▶ _Challenge_
Skip pictures in the listing below; copy exactly the lines from the one with "Recreate this image" through the one with "import React from", inclusive.

▶ _Supplied records_
—————

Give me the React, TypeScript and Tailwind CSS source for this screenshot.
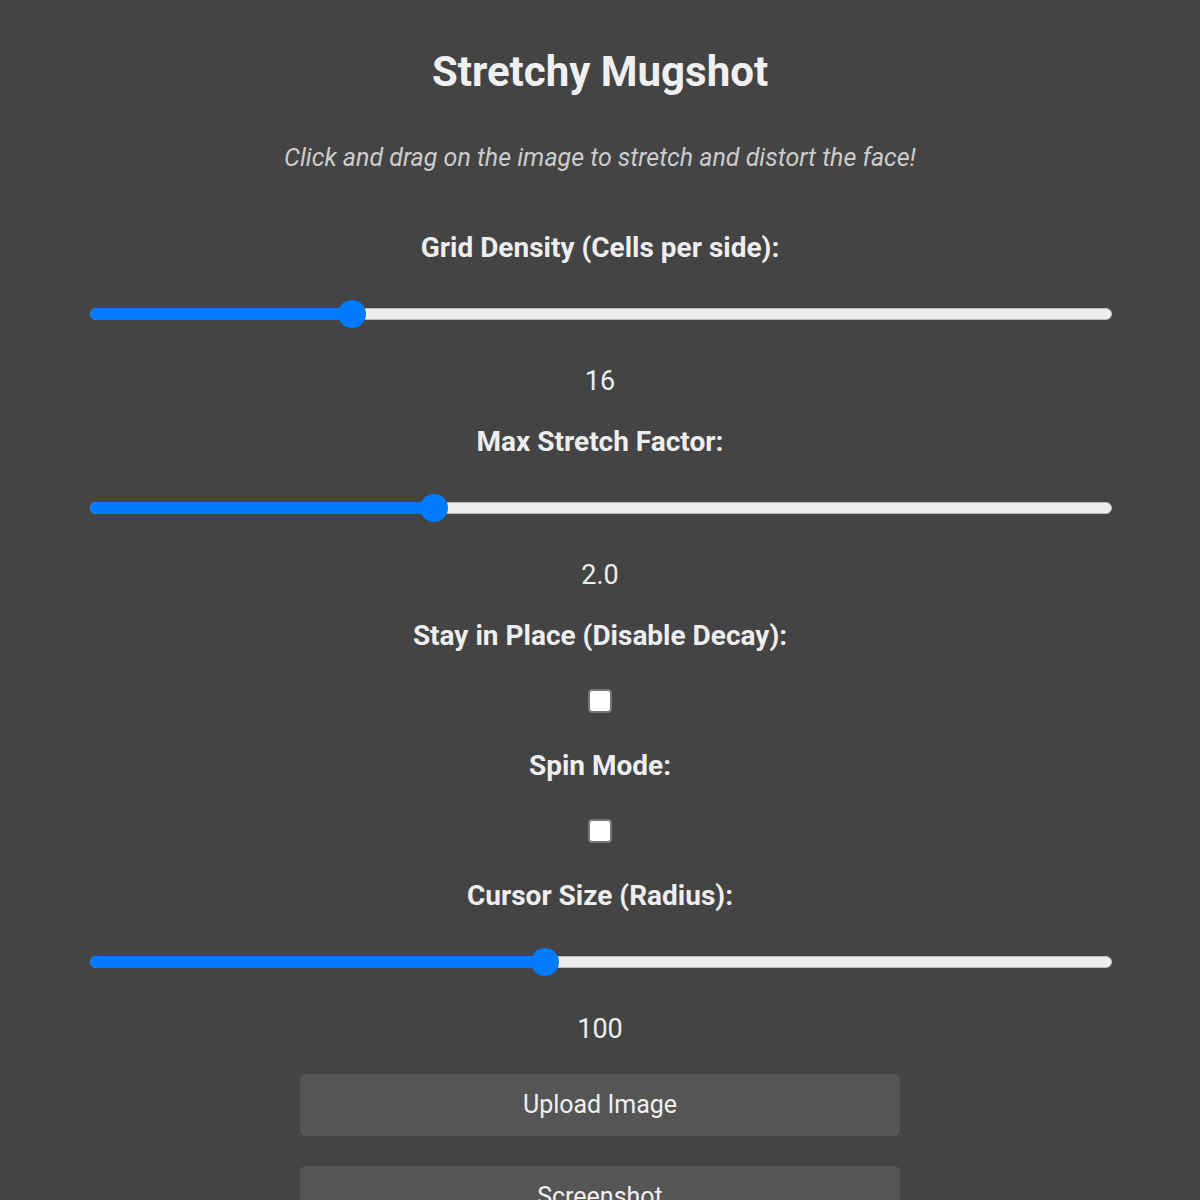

—————

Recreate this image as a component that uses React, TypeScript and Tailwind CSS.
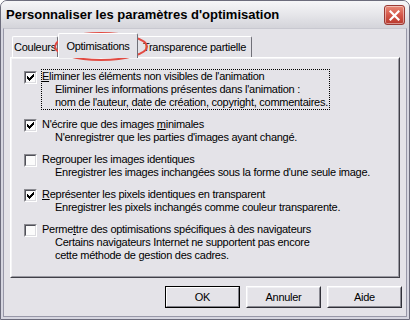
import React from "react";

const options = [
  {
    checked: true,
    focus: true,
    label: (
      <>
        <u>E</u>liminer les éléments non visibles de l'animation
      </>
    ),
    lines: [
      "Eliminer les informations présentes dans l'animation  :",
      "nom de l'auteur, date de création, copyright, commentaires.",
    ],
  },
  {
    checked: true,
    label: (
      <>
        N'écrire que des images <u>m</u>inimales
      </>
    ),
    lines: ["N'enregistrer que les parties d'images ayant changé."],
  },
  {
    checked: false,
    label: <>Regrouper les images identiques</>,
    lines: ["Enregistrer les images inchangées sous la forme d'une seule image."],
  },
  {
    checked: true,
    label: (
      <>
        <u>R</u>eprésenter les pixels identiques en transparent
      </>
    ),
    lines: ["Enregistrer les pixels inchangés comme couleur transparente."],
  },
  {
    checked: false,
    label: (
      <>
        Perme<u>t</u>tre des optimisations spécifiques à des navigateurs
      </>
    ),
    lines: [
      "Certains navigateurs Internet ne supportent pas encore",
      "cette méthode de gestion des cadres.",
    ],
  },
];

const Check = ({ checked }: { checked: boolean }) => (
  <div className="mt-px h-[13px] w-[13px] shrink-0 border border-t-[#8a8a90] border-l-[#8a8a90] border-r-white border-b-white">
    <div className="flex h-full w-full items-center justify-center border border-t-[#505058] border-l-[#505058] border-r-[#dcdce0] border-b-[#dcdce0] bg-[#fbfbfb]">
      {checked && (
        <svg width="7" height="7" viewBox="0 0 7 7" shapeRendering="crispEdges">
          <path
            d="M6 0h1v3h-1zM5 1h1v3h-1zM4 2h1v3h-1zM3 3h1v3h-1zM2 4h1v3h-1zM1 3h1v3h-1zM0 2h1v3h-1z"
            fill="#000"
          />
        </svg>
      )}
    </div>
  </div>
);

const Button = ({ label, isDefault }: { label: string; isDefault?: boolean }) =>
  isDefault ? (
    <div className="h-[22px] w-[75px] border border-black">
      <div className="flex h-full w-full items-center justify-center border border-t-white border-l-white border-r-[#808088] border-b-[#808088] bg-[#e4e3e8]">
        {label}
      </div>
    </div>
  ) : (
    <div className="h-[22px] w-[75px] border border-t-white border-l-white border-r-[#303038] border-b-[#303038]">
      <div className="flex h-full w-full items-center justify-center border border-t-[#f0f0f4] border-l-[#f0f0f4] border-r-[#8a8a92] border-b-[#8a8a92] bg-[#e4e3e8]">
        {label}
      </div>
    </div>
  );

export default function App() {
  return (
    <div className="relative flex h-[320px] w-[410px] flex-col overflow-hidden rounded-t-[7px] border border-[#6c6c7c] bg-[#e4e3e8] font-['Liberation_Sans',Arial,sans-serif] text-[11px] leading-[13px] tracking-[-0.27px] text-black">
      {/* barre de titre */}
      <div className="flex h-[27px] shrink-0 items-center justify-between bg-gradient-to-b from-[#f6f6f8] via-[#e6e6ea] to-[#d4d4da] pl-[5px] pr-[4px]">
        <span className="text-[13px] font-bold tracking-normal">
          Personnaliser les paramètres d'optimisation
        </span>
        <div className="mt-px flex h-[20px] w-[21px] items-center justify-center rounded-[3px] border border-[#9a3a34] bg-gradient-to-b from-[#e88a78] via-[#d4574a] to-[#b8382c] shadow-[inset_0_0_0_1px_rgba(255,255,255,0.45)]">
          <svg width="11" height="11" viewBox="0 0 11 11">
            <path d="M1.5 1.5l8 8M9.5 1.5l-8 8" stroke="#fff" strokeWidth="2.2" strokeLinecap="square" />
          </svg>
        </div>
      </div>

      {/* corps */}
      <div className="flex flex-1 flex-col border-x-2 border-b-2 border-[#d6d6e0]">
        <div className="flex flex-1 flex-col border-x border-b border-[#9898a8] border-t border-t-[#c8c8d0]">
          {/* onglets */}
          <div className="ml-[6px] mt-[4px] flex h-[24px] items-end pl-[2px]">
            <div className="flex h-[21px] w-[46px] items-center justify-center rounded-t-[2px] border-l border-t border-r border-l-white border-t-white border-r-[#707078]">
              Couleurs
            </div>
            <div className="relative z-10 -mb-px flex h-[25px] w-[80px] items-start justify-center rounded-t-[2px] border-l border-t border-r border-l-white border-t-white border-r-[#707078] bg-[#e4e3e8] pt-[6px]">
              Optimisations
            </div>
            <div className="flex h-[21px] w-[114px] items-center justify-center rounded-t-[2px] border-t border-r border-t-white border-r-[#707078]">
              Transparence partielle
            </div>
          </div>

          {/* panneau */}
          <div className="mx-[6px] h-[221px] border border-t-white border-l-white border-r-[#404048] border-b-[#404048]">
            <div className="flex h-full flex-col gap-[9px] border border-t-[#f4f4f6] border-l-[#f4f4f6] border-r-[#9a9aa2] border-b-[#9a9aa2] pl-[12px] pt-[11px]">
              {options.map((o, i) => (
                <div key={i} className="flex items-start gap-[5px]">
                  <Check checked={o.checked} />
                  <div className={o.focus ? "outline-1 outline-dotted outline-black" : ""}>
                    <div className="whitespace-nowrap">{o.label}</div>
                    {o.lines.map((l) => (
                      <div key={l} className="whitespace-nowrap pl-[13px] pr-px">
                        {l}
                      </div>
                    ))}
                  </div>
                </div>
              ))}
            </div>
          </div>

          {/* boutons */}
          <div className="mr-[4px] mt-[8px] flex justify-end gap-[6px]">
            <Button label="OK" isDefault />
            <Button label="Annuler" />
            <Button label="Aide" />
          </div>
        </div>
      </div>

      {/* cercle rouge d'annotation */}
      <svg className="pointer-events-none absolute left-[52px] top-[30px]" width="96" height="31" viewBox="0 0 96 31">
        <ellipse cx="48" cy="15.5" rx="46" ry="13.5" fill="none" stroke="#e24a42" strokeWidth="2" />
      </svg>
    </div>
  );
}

—————

▶ _Solution_
Recreate this image as a component that uses React, TypeScript and Tailwind CSS.
import React from "react";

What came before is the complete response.